-- START --
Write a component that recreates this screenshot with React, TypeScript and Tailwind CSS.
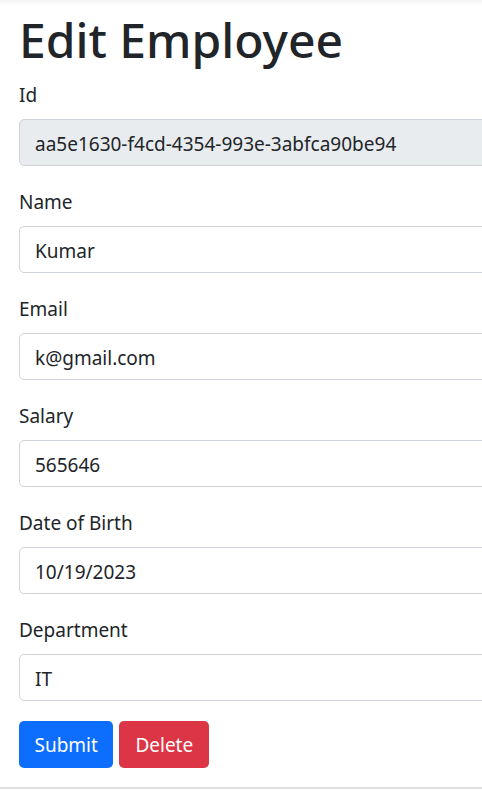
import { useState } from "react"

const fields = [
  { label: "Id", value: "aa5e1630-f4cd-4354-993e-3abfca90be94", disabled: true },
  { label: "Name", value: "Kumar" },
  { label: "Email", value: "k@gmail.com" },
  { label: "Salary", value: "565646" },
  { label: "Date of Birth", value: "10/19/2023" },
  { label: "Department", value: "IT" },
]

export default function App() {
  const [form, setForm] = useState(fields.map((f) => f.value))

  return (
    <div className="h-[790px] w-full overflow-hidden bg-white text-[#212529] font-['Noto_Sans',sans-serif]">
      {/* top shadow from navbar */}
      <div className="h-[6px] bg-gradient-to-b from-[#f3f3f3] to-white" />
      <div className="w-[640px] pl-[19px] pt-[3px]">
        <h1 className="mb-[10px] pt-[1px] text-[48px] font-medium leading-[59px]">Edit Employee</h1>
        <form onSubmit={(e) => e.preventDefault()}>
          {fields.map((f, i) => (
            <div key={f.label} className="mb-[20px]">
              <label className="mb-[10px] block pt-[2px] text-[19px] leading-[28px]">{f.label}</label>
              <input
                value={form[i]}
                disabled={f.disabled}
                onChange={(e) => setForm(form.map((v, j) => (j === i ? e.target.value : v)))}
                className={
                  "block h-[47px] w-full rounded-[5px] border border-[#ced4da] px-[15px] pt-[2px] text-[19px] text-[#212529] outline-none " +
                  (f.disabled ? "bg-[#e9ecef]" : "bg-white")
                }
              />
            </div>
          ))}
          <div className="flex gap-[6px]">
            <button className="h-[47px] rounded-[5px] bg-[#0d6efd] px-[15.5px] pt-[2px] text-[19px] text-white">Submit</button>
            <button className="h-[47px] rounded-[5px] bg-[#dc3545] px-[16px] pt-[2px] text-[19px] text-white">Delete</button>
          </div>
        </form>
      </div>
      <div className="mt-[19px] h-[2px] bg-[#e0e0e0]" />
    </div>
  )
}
-- END --
_What you should do_: Drop the images and repeat the data exactly.

_Final result_:
Write a component that recreates this screenshot with React, TypeScript and Tailwind CSS.
import { useState } from "react"

const fields = [
  { label: "Id", value: "aa5e1630-f4cd-4354-993e-3abfca90be94", disabled: true },
  { label: "Name", value: "Kumar" },
  { label: "Email", value: "k@gmail.com" },
  { label: "Salary", value: "565646" },
  { label: "Date of Birth", value: "10/19/2023" },
  { label: "Department", value: "IT" },
]

export default function App() {
  const [form, setForm] = useState(fields.map((f) => f.value))

  return (
    <div className="h-[790px] w-full overflow-hidden bg-white text-[#212529] font-['Noto_Sans',sans-serif]">
      {/* top shadow from navbar */}
      <div className="h-[6px] bg-gradient-to-b from-[#f3f3f3] to-white" />
      <div className="w-[640px] pl-[19px] pt-[3px]">
        <h1 className="mb-[10px] pt-[1px] text-[48px] font-medium leading-[59px]">Edit Employee</h1>
        <form onSubmit={(e) => e.preventDefault()}>
          {fields.map((f, i) => (
            <div key={f.label} className="mb-[20px]">
              <label className="mb-[10px] block pt-[2px] text-[19px] leading-[28px]">{f.label}</label>
              <input
                value={form[i]}
                disabled={f.disabled}
                onChange={(e) => setForm(form.map((v, j) => (j === i ? e.target.value : v)))}
                className={
                  "block h-[47px] w-full rounded-[5px] border border-[#ced4da] px-[15px] pt-[2px] text-[19px] text-[#212529] outline-none " +
                  (f.disabled ? "bg-[#e9ecef]" : "bg-white")
                }
              />
            </div>
          ))}
          <div className="flex gap-[6px]">
            <button className="h-[47px] rounded-[5px] bg-[#0d6efd] px-[15.5px] pt-[2px] text-[19px] text-white">Submit</button>
            <button className="h-[47px] rounded-[5px] bg-[#dc3545] px-[16px] pt-[2px] text-[19px] text-white">Delete</button>
          </div>
        </form>
      </div>
      <div className="mt-[19px] h-[2px] bg-[#e0e0e0]" />
    </div>
  )
}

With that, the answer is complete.